WOHC currently runs seven facilities, including the West Oakland Health Center, the East Oakland Health Center, and additional clinics in Oakland and Berkeley. According to HRSA data from 2011 to 2013, nearly all of the organization's patients were people living in poverty and the vast majority of them were African American. In 2013, 41 percent of patients were uninsured and 43 percent of patients had insurance through Medi-Cal or the Children's Health Insurance Program — both government-sponsored programs for low-income people.

The patients also have high rates of chronic illness and other problems. In 2013, 32 percent of all patients suffered from hypertension, 13 percent suffered from diabetes, and 9 percent were homeless. The organization provides a range of services, including primary medical care, dental, vision, mental health services, and substance abuse recovery.

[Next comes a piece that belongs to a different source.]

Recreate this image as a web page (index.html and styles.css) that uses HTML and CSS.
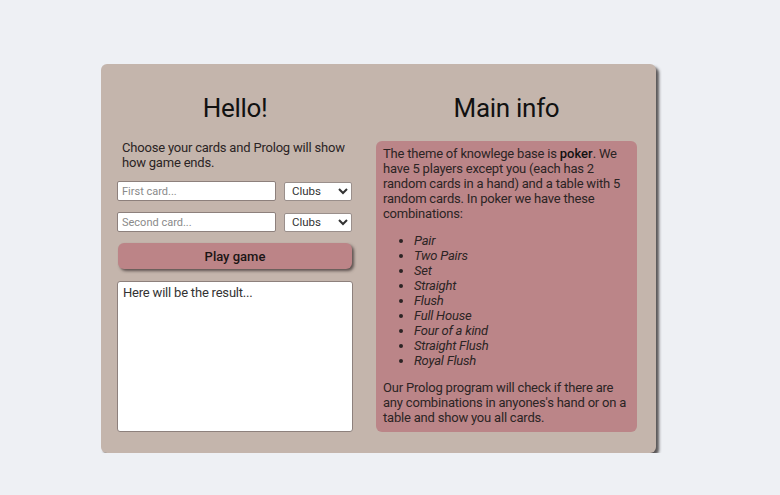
FILE: index.html
```html
<!DOCTYPE html>
<html>
<head>
<meta charset="utf-8">
<link rel="stylesheet" href="styles.css">
</head>
<body>
<div class="card">
  <section class="col left">
    <h1 class="title">Hello!</h1>
    <p class="intro">Choose your cards and Prolog will show how game ends.</p>
    <div class="row">
      <input class="field" type="text" placeholder="First card...">
      <select class="suit"><option>Clubs</option></select>
    </div>
    <div class="row">
      <input class="field" type="text" placeholder="Second card...">
      <select class="suit"><option>Clubs</option></select>
    </div>
    <button class="play">Play game</button>
    <textarea class="result">Here will be the result...</textarea>
  </section>
  <section class="col right">
    <h1 class="title">Main info</h1>
    <div class="info">
      <p>The theme of knowlege base is <b class="hl">poker</b>. We have 5 players except you (each has 2 random cards in a hand) and a table with 5 random cards. In poker we have these combinations:</p>
      <ul class="combos">
        <li>Pair</li>
        <li>Two Pairs</li>
        <li>Set</li>
        <li>Straight</li>
        <li>Flush</li>
        <li>Full House</li>
        <li>Four of a kind</li>
        <li>Straight Flush</li>
        <li>Royal Flush</li>
      </ul>
      <p>Our Prolog program will check if there are any combinations in anyones's hand or on a table and show you all cards.</p>
    </div>
  </section>
</div>
</body>
</html>
```
FILE: styles.css
```css
html, body {
  margin: 0;
  padding: 0;
}
body {
  background: #eef0f4;
  font-family: Roboto, "Noto Sans", sans-serif;
  color: #2b2424;
}
.card {
  margin: 64px 0 0 101px;
  width: 555px;
  height: 389px;
  box-sizing: border-box;
  background: #c4b5ac;
  border-radius: 6px;
  box-shadow: 3px 3px 3px rgba(40, 35, 35, 0.75);
  padding: 25px 19px 21px 16px;
  display: grid;
  grid-template-columns: 236px 261px;
  column-gap: 23px;
}
.col {
  display: flex;
  flex-direction: column;
}
.title {
  margin: 0;
  text-align: center;
  font-size: 26px;
  letter-spacing: -0.3px;
  font-weight: 400;
  line-height: 38px;
  color: #111;
}
.intro {
  margin: 13px 0 0 5px;
  font-size: 13px;
  letter-spacing: -0.2px;
  line-height: 15px;
  color: #2b2424;
}
.row {
  display: flex;
  align-items: center;
  gap: 8px;
  margin-top: 11px;
}
.field {
  width: 159px;
  height: 20px;
  box-sizing: border-box;
  border: 1px solid #8d807c;
  border-radius: 2px;
  background: #fff;
  font-family: Roboto, sans-serif;
  font-size: 11px;
  padding: 0 4px;
  margin: 0;
}
.field::placeholder {
  color: #8a8a8a;
}
.suit {
  width: 68px;
  height: 19px;
  box-sizing: border-box;
  border: 1px solid #9a8f8b;
  border-radius: 2px;
  background: #fff;
  font-family: Roboto, sans-serif;
  font-size: 11.5px;
  color: #333;
  margin: 0;
  padding: 0 3px;
}
.play {
  margin: 11px 0 0 1px;
  width: 234px;
  height: 26px;
  border: none;
  border-radius: 6px;
  background: #bc8487;
  box-shadow: 2px 2px 3px rgba(50, 40, 40, 0.7);
  font-family: Roboto, sans-serif;
  font-size: 13px;
  font-weight: 500;
  color: #1a1414;
}
.result {
  margin: 12px 0 0 0;
  width: 236px;
  height: 151px;
  box-sizing: border-box;
  border: 1px solid #8d807c;
  border-radius: 3px;
  background: #fff;
  font-family: Roboto, sans-serif;
  font-size: 13px;
  letter-spacing: -0.2px;
  line-height: 15px;
  color: #333;
  padding: 3px 5px;
  resize: none;
}
.info {
  margin-top: 14px;
  background: #bb8588;
  border-radius: 6px;
  padding: 5px 7px 7px 7px;
  font-size: 13px;
  letter-spacing: -0.2px;
  line-height: 15px;
  color: #2b2424;
  flex: 1;
}
.info p {
  margin: 0;
}
.hl {
  font-weight: 500;
  letter-spacing: 0;
  color: #111;
}
.combos {
  margin: 12px 0 12px 0;
  padding-left: 31px;
  font-style: italic;
}
```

Federally qualified health centers like WOHC also have significantly higher Medi-Cal reimbursement rates than centers without the federal designation. That means the government insurance program covers a much greater portion of the cost of care for low-income patients than typical medical facilities. The specific rates are not publicly disclosed and are different for each health center based on location: in general, federally qualified centers can receive hundreds of dollars more per Medi-Cal patient visit simply because of the HRSA designation.

In exchange for those benefits, HRSA monitors the health centers and reviews them for compliance with a number of specific requirements. After a three-day site visit in June 2014, HRSA found that WOHC was failing to comply with fifteen different requirements — and was compliant in only four categories. According to a 34-page HRSA site visit report obtained by the Express, the feds found that the organization was failing in a wide range of categories, including accessibility to its facilities, staffing, and financial management.

While a few of the findings appeared to be relatively minor, many were tied to seemingly systemic problems and some were directly related to patient services. HRSA found that some patients were failing to complete needed testing possibly because of limited services at certain locations. HRSA auditors further stated that the organization has violated its own policy by failing to properly review patient satisfaction with its limited hours of operation — 8:30 a.m. to 5 p.m., weekdays only.

WOHC's after-hours system is also poor, HRSA auditors wrote, noting that patients calling in the evening were not warned to call 911 in emergencies and were not given appropriate assessments by on-call operators. The organization also lacked a clear sliding fee policy for low-income residents and was failing to make patients aware of their rights to access care regardless of their ability to pay, HRSA auditors wrote.

According to the feds, the health center also lacks necessary contracts or memoranda of understanding with area hospitals regarding referrals and hospitalizations. That means that WOHC does not have formal arrangements and policies for transferring and tracking patients in emergency situations or with other medical issues that WOHC facilities can't address (such as mothers in labor). At the time of HRSA's visits, officials also determined that basic staffing records were missing, such as proof of immunizations.

Finally, HRSA auditors raised a number of concerns about governance and financial management. Auditors stated that there was a void in medical leadership at WOHC, because the organization's longtime executive director, Dr. Robert Cooper, was also the nonprofit's health services director (positions that HRSA said must be separate). WOHC also lacks a chief financial officer, chief operations officer, and chief information officer and doesn't have a plan to deal with ongoing financial challenges. The nonprofit's board of directors has also failed to properly evaluate the performance of the executive director.